What you should do:
Skip the pictures, please, and write out exactly the lines from the opening of the data through the line containing "const dueHours = ref('0')".

┄┄┄┄┄┄┄┄┄┄┄┄┄┄┄┄┄┄┄┄

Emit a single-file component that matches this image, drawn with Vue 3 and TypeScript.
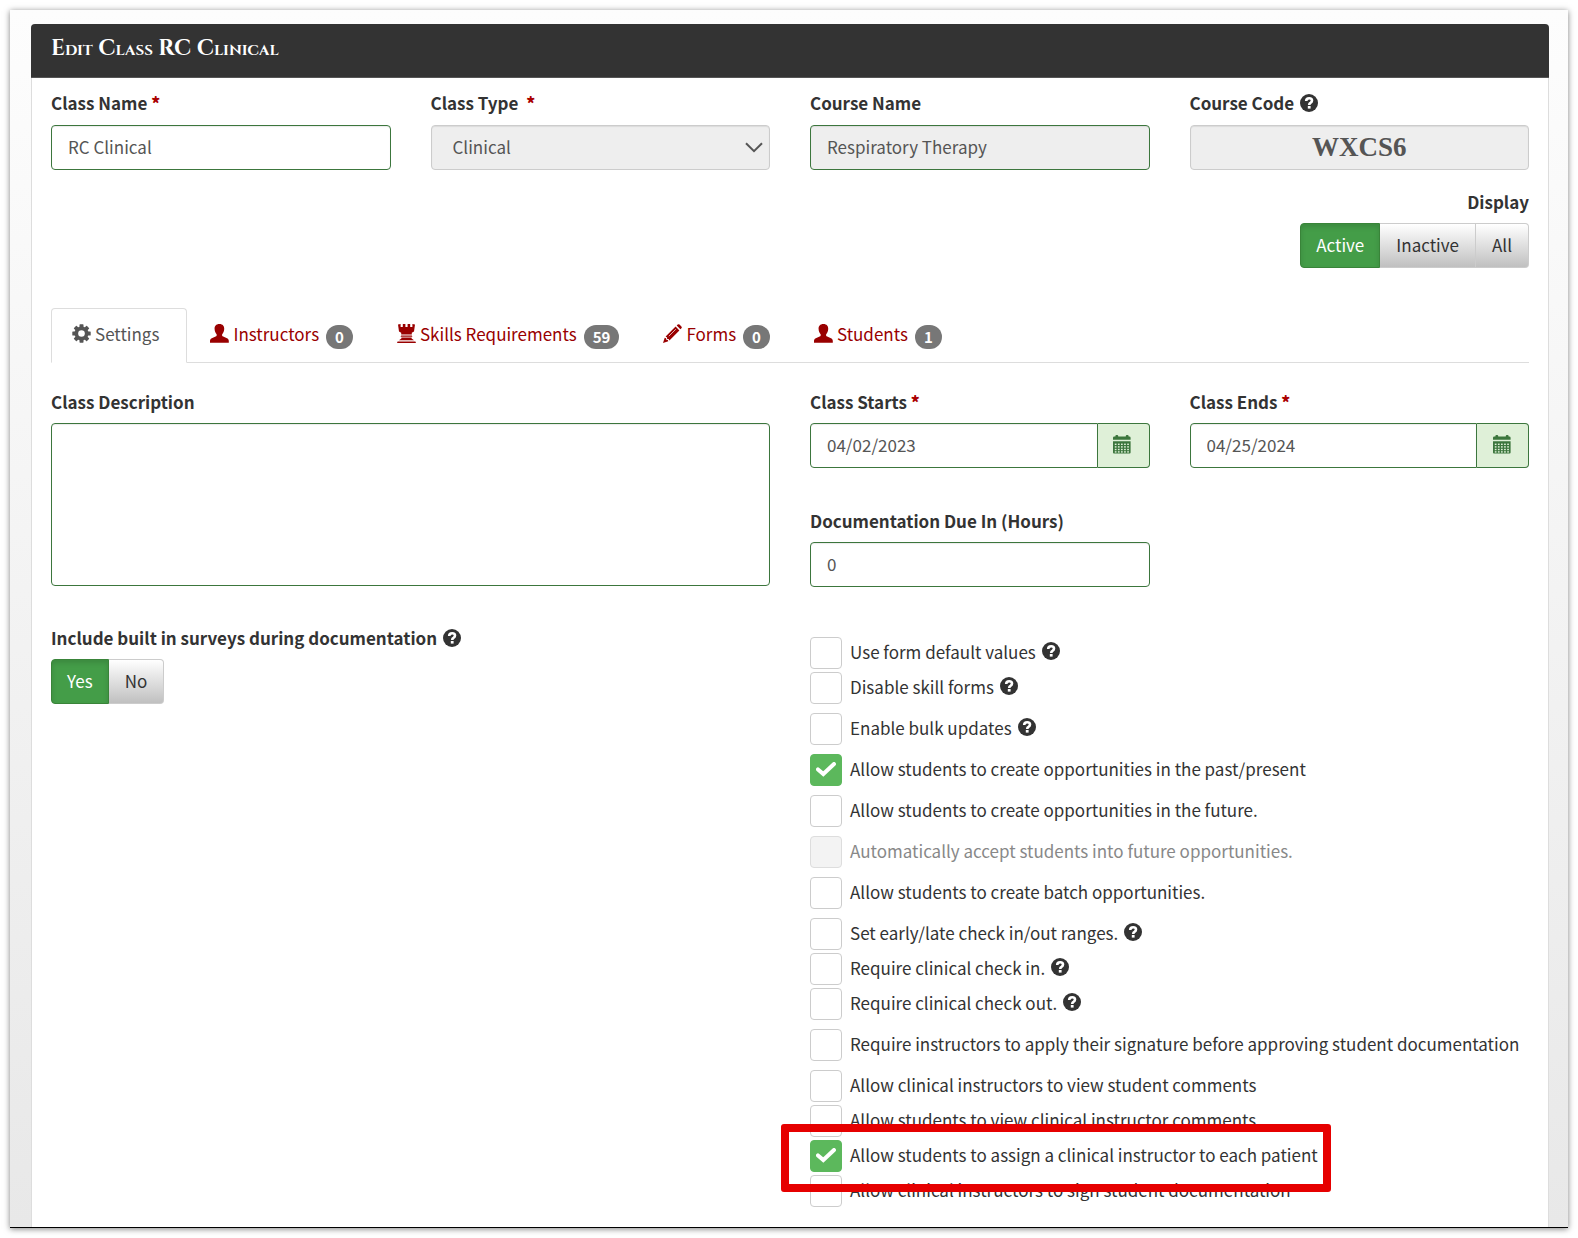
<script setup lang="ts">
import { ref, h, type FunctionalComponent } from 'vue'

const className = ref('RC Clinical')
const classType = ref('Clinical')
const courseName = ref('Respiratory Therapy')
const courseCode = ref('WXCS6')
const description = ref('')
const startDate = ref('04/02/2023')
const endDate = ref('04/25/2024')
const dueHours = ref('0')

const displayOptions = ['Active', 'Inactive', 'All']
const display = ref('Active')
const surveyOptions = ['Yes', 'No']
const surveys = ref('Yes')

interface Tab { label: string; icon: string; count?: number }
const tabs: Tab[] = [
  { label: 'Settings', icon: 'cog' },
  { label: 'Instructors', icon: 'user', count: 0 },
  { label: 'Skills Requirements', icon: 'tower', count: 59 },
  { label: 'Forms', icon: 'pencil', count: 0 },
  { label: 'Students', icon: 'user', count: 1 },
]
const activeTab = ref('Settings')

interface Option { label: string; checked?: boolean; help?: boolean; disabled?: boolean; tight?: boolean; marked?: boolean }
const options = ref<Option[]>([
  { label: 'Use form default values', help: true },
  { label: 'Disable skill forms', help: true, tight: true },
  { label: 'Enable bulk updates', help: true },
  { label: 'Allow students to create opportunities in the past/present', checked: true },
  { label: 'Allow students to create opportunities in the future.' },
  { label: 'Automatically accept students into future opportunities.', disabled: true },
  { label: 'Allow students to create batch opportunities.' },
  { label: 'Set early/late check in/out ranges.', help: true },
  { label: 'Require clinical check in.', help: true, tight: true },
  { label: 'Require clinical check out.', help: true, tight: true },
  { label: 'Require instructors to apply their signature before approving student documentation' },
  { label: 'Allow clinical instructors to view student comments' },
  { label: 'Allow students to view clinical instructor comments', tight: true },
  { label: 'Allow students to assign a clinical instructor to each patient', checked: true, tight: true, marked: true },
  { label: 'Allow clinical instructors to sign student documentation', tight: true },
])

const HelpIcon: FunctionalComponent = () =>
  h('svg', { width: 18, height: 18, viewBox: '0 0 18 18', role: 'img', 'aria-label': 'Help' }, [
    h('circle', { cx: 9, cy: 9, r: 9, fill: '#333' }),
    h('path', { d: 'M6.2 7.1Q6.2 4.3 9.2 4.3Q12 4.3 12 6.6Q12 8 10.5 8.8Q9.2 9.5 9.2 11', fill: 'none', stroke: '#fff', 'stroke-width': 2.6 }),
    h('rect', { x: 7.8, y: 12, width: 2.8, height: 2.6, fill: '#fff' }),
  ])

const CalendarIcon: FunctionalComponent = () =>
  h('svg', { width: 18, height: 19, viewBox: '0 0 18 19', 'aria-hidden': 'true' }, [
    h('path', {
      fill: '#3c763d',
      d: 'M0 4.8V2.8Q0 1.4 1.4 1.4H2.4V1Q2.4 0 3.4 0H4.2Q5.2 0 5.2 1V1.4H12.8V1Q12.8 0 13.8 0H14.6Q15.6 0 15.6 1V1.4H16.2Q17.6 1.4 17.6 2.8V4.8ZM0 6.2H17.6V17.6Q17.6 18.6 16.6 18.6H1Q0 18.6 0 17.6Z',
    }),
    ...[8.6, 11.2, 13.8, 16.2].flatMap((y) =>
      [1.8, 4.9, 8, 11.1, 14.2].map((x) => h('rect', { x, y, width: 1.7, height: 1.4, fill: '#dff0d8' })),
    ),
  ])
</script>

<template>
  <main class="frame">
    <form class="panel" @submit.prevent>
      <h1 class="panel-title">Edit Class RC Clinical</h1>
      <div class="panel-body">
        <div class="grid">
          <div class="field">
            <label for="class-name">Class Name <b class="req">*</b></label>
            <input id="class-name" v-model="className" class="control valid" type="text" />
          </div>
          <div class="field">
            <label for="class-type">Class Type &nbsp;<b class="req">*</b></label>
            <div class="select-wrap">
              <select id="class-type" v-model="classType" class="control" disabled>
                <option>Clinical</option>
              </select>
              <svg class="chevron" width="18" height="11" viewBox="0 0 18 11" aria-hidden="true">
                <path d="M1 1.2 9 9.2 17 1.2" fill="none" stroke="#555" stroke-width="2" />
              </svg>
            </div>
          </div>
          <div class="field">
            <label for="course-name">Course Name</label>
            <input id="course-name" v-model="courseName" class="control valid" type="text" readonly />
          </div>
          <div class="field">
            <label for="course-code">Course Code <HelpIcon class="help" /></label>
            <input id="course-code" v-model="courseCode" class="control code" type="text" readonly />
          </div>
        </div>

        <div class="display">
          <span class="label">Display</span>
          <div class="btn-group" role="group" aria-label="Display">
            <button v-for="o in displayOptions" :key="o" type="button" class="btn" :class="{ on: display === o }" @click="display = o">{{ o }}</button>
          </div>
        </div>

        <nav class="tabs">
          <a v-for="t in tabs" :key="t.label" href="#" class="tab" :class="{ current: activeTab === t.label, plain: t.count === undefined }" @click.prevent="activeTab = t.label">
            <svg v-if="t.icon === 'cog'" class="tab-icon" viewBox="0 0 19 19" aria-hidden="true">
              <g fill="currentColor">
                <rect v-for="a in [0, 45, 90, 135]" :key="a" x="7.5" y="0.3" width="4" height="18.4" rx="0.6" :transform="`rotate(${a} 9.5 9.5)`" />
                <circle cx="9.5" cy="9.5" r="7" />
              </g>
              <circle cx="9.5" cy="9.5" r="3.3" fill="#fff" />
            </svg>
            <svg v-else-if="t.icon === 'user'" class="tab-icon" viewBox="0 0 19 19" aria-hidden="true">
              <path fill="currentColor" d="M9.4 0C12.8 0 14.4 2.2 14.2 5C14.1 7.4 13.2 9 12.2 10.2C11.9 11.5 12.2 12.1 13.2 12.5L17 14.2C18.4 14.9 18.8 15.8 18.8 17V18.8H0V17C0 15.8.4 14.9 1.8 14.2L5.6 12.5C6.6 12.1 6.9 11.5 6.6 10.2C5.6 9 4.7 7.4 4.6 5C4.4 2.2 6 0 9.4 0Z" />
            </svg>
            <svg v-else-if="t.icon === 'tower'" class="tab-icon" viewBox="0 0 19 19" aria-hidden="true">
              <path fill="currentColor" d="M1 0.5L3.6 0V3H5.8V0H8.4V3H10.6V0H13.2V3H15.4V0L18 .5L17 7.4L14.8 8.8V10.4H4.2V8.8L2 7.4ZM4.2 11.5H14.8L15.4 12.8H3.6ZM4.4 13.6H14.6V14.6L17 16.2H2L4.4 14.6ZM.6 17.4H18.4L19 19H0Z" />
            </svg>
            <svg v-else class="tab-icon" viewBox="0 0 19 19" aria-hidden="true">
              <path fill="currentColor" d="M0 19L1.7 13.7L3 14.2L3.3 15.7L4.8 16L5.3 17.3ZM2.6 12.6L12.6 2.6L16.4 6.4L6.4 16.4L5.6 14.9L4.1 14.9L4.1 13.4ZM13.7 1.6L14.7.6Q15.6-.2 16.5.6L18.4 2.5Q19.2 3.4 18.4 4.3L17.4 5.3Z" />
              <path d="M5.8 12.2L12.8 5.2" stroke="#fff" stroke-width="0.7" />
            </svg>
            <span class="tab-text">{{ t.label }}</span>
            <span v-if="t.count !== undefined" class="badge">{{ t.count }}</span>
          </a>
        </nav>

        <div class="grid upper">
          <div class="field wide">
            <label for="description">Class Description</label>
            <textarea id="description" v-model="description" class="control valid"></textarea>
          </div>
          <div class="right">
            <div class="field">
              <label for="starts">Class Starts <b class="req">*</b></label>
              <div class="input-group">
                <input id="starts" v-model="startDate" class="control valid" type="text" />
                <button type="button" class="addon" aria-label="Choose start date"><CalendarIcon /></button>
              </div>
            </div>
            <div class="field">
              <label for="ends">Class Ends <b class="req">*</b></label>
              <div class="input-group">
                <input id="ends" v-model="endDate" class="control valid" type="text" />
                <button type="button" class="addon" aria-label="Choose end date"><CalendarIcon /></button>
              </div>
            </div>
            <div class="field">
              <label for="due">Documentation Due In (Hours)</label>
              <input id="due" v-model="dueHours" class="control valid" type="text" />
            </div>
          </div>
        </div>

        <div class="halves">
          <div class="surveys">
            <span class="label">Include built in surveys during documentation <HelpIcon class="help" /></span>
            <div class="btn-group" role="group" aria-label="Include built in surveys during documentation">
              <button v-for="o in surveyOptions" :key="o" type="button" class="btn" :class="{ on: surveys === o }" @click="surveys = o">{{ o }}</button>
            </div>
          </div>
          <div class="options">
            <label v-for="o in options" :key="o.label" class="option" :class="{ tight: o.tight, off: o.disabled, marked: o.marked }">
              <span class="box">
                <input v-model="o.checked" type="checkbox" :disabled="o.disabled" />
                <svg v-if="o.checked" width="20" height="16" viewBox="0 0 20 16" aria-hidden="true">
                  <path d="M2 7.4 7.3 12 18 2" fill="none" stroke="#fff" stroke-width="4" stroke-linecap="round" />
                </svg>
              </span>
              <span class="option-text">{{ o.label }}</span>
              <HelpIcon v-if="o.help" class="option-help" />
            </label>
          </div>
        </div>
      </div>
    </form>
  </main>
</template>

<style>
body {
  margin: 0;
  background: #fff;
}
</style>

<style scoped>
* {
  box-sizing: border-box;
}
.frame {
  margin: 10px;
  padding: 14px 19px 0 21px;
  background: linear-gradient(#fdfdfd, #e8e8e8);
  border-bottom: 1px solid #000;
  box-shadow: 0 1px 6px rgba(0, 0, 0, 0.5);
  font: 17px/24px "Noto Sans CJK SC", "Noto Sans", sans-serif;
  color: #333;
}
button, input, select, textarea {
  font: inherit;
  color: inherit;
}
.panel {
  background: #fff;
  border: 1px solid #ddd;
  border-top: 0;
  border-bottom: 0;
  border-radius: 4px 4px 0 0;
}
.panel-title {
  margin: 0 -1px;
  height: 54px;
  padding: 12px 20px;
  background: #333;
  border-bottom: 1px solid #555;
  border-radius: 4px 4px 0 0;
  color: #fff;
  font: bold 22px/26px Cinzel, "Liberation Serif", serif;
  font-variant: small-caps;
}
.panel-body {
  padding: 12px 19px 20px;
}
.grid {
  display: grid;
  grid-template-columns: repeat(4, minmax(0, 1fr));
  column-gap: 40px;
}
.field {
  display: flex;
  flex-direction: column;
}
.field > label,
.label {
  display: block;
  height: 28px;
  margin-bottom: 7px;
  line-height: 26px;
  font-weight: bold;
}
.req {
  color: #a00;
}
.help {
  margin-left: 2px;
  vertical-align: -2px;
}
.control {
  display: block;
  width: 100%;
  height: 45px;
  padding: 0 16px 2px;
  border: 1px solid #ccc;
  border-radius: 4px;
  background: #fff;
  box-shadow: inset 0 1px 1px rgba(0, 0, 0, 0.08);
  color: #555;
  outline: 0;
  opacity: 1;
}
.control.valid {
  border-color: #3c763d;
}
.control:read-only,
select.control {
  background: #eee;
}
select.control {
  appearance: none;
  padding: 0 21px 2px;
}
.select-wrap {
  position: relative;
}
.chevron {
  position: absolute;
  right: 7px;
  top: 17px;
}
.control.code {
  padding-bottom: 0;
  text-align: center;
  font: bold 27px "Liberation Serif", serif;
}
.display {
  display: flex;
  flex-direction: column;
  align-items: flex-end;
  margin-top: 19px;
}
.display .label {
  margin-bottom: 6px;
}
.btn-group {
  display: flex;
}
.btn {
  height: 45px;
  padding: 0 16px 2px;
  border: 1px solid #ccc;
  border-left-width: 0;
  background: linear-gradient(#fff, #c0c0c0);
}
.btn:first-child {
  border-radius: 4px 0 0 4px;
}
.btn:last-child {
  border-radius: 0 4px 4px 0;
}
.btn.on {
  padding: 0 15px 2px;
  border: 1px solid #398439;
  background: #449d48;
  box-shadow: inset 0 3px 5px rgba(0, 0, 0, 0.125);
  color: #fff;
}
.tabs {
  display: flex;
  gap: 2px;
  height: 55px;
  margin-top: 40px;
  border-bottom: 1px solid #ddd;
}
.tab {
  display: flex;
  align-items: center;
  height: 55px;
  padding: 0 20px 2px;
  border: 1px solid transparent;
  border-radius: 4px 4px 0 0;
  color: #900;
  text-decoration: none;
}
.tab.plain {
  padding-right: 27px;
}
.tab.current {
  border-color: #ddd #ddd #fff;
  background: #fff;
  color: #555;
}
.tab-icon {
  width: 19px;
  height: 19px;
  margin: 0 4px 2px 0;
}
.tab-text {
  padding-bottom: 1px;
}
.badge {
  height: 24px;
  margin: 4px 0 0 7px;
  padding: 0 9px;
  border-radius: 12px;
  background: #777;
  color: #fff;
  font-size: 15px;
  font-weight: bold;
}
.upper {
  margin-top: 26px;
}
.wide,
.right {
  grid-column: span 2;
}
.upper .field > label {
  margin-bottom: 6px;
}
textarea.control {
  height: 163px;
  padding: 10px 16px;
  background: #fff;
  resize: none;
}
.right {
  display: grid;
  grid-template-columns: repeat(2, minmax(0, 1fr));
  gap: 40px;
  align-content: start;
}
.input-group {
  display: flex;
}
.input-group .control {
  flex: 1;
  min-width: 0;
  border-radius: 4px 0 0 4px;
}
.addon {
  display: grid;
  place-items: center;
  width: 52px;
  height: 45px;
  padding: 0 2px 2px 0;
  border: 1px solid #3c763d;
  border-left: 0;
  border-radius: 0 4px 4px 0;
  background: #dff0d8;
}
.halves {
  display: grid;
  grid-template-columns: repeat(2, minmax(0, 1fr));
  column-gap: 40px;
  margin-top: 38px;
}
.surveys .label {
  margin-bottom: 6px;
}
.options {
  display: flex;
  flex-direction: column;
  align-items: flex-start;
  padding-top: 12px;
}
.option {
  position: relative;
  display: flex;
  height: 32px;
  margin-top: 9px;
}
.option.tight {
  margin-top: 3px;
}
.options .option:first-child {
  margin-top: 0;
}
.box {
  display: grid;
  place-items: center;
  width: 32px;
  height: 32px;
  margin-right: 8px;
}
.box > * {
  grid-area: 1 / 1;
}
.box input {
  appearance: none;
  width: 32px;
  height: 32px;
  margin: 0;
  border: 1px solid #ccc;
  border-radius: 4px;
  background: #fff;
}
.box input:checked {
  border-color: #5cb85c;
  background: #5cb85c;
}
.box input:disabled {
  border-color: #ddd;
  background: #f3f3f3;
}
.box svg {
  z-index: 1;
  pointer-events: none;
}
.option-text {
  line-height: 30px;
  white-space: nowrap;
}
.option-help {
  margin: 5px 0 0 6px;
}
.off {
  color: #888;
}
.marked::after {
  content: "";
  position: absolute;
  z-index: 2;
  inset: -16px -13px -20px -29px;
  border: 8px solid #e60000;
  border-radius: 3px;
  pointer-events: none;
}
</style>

┄┄┄┄┄┄┄┄┄┄┄┄┄┄┄┄┄┄┄┄

Result of this exercise:
Emit a single-file component that matches this image, drawn with Vue 3 and TypeScript.
<script setup lang="ts">
import { ref, h, type FunctionalComponent } from 'vue'

const className = ref('RC Clinical')
const classType = ref('Clinical')
const courseName = ref('Respiratory Therapy')
const courseCode = ref('WXCS6')
const description = ref('')
const startDate = ref('04/02/2023')
const endDate = ref('04/25/2024')
const dueHours = ref('0')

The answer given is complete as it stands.